Camm attended the King Edward VI Camp Hill School for Girls and later took classes at the Birmingham Municipal School of Art, between 1892 and 1912. She learned the technique of stained glass making from prominent stained glass artist, Henry Payne. Camm won numerous prizes for her drawings, stained glass designs and metalwork. She exhibited her work in national and international exhibitions.

In 1911, Camm created what is considered her most successful work, three stained glass windows for the English House at the Turin International Exhibition. Illustrating scenes from Dante's La Vita Nuova, Camm's windows won the exhibition's Grand Prix in three classes and the Diploma of Honour for the exhibition. The windows are now in the permanent collection of the Birmingham Museum of Art, Alabama. Camm began working for her father's firm when she was taking classes at the Birmingham Art School. In 1897, the studio-workshop was producing stained glass, mosaics, tapestry and fresco paintings.

==Career==
When Camm's father, Thomas died in 1912, Camm and two of her brothers, Robert (1878-1954) and Walter (1881-1967) continued the family business under the name T. W. Camm. Camm was the principal designer of the firm, and her brothers Robert (1878-1954) and Walter (1881-1967) managed the company. Camm and Walter designed and created most of the firm's commissions in the Smethwick studio. Camm also produced most of the artwork for the company after 1912. The studio-workshop transitioned from creating late Victorian designs into more contemporary designs along with the use of colours and materials characteristic of the Arts and Crafts movement. The firm achieved international recognition for their work.

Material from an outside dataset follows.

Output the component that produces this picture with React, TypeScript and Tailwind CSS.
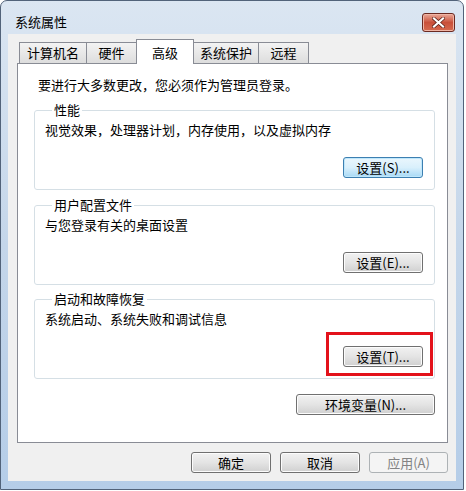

The studio obtained commissions from influential architects and designers working in the style of the Arts and Crafts movement. The firm created stained glass, art and metalwork for residences, commercial buildings and parish churches in the United Kingdom, India, Spain, South Africa and the United States. Camm became a fellow of the British Society of Master Glass Painters in 1930. She taught art classes at the Smethwick Technical College for 24 years. At the age of 80, Camm was still painting and designing stained-glass windows in the Camm studio.

Camm died of pneumonia at Selly Oak Hospital on 27 October 1960. The firm closed in the late 1960s after the death of her brother Walter in 1967. The studio in the High Street in Smethwick was demolished in the 1980s and a shop now stands on the site.

A number of Camm's windows are now in museums, including several in Birmingham Museum and Art Gallery. In one of these, The Story of Dante and Beatrice, the historian Elaine Williams identified a self-portrait, seen as a partially-hidden figure.